Ama è ormai fuori controllo e i risultati si vedono, per le strade di Roma. E allora, quando non si ha più nulla da perdere, sarebbe il caso giocarsi tutte le carte del mazzo. Magari affidare parte della raccolta rifiuti ai privati, nell’attesa che il tanto sospirato termovalorizzatore prenda forma e corpo. Chicco Testa, presidente di Assoambiente e manager di lungo corso dentro e fuori le partecipate romane, ha rispolverato una vecchia suggestione, dalle colonne del Corriere.

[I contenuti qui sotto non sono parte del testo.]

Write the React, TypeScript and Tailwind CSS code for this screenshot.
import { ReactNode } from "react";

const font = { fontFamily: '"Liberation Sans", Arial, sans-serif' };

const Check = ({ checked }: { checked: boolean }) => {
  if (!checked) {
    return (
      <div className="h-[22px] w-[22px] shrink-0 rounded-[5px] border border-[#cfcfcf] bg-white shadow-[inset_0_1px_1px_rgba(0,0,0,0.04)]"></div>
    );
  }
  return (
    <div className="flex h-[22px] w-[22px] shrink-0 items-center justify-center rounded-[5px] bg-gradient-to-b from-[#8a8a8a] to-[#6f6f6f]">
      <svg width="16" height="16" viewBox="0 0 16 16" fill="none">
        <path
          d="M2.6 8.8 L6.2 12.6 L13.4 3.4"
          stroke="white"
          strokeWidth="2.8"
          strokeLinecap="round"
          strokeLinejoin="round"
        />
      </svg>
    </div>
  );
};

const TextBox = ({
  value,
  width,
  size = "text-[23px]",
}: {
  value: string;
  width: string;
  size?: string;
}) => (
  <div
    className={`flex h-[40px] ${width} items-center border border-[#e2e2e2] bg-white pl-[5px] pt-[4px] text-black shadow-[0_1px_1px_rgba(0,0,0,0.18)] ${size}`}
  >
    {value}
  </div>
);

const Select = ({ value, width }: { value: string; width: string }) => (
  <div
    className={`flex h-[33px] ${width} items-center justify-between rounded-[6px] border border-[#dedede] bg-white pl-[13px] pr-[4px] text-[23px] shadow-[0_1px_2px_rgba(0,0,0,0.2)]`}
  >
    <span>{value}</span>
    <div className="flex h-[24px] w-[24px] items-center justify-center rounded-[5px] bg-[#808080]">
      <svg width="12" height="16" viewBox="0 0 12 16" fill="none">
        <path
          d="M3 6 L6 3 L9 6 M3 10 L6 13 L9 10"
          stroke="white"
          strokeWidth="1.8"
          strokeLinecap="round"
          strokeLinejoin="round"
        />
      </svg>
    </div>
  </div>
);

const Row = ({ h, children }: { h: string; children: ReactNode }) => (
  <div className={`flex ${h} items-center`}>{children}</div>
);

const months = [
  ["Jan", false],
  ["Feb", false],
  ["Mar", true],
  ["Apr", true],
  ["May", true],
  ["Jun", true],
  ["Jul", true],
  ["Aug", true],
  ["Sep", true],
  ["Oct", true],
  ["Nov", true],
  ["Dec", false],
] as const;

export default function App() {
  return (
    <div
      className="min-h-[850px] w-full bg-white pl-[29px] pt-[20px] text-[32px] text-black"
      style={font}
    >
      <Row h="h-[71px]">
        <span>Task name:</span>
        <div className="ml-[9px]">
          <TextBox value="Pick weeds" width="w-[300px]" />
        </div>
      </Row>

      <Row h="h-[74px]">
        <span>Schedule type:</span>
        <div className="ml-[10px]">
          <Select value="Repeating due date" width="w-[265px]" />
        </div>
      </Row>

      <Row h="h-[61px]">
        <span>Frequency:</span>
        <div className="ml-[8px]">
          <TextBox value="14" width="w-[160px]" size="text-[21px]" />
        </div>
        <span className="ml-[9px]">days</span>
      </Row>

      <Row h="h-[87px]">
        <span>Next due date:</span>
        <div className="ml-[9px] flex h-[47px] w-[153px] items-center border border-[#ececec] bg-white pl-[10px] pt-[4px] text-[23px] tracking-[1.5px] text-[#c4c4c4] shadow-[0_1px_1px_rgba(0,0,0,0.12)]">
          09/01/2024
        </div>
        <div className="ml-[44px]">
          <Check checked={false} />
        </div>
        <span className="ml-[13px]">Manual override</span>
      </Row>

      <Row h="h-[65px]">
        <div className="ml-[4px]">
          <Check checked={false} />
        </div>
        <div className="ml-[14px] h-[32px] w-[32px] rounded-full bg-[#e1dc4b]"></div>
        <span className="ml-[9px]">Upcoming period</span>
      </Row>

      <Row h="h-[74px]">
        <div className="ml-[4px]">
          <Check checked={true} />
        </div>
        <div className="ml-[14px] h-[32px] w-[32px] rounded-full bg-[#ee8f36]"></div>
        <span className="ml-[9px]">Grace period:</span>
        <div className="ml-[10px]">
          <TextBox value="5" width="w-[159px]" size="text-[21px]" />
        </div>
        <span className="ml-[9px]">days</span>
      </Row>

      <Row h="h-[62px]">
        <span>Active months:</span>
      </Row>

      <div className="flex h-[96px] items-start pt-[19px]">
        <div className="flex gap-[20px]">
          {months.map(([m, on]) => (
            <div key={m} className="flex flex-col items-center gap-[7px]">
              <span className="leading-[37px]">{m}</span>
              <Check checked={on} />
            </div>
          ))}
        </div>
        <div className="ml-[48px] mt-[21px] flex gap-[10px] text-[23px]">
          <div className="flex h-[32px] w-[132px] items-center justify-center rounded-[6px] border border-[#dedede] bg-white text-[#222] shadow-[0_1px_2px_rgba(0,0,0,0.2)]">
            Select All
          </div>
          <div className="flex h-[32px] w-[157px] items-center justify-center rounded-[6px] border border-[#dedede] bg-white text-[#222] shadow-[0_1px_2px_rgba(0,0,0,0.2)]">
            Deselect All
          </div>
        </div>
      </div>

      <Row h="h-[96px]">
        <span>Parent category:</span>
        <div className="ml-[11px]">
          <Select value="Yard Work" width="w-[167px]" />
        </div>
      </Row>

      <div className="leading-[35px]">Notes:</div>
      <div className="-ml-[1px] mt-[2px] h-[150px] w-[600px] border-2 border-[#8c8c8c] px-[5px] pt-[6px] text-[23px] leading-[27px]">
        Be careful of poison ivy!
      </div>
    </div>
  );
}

“Se le quasi 1000 assunzioni decise per Ama fossero invece rese disponibile attraverso un nuovo soggetto privato avremmo almeno tentato una soluzione diversa. Non si capisce onestamente la posizione dei sindacati, di alcuni per lo meno, quasi che nuova occupazione fosse buona solo se fatta da un soggetto pubblico. Ne capiamo le ragioni, non sono ragioni nobili, ma solo la protezione di un regime che non guarda all’interesse della città. Per mia memoria sono almeno trenta anni che si cerca di riformare Ama: da destra e da sinistra e sempre senza successo”, chiarisce Testa.

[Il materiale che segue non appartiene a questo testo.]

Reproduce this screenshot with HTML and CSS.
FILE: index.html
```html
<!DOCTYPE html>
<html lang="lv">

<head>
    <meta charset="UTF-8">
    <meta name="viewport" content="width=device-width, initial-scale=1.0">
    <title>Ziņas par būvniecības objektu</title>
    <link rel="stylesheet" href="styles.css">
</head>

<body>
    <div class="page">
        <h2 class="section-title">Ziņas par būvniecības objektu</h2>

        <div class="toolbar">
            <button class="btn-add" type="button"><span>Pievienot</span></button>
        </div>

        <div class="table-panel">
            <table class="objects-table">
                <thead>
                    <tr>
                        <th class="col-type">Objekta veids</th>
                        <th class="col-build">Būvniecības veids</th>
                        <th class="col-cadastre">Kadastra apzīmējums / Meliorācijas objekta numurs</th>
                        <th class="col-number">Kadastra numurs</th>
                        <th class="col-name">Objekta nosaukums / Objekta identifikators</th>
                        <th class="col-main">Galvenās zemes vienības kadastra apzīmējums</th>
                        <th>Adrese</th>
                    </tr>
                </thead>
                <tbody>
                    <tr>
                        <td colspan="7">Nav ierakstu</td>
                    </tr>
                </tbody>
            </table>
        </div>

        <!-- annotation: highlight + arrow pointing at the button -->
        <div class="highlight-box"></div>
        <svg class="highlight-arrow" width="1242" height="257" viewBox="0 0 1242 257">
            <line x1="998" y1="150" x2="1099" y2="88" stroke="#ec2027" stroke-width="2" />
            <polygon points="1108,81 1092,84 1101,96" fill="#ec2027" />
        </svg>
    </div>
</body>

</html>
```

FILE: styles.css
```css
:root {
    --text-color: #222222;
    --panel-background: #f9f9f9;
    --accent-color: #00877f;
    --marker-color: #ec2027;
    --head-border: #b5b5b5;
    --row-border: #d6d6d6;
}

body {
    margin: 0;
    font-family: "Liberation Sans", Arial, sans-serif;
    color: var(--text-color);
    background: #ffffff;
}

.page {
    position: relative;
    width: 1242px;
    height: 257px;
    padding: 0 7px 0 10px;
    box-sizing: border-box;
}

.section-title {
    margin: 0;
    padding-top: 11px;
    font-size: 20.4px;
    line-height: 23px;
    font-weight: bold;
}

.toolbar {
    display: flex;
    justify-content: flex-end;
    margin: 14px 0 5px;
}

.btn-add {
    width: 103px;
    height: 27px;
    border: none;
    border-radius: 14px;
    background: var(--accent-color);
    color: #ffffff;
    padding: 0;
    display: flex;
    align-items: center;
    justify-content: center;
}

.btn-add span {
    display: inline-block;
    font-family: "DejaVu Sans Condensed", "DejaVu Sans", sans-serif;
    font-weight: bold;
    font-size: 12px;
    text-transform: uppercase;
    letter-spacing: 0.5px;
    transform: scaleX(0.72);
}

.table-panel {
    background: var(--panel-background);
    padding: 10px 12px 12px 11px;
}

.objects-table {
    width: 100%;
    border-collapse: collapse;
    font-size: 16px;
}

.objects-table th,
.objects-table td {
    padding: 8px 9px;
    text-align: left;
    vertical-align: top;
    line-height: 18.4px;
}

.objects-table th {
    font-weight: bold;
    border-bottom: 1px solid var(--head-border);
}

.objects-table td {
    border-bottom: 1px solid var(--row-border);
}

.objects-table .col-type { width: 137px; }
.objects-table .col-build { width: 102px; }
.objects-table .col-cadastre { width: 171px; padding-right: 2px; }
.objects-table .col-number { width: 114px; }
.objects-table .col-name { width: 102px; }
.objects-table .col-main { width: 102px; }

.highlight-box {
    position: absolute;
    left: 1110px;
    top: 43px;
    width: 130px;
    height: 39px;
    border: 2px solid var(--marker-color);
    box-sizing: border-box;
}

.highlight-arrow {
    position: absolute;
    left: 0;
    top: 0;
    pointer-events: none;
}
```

Dunque? “Non si risolvono i problemi di Ama aggiungendo altro personale, come è stato deciso, ad un organismo profondamente malato. Ma casomai riducendo il perimetro e le funzioni di Ama e attribuendo alcune funzioni a operatori diversi da selezionare naturalmente attraverso gare. In modo tal da avere in città non l’unica monocoltura di Ama, ma potere confrontare prestazioni e capacità di soggetti diversi, mettendo in campo risorse fresche e non appesantite da una cultura aziendale insufficiente. Si potrebbe cominciare per esempio da una o più circoscrizioni, le più critiche, da affidare ad atri operatori. Per potere anche fare un bilancio comparativo e capire se quella di Roma è una dannazione o solo una grave carenza aziendale. Le poche risorse disponibili non possono finire nel calderone di una gestione a dir poco inadeguata”.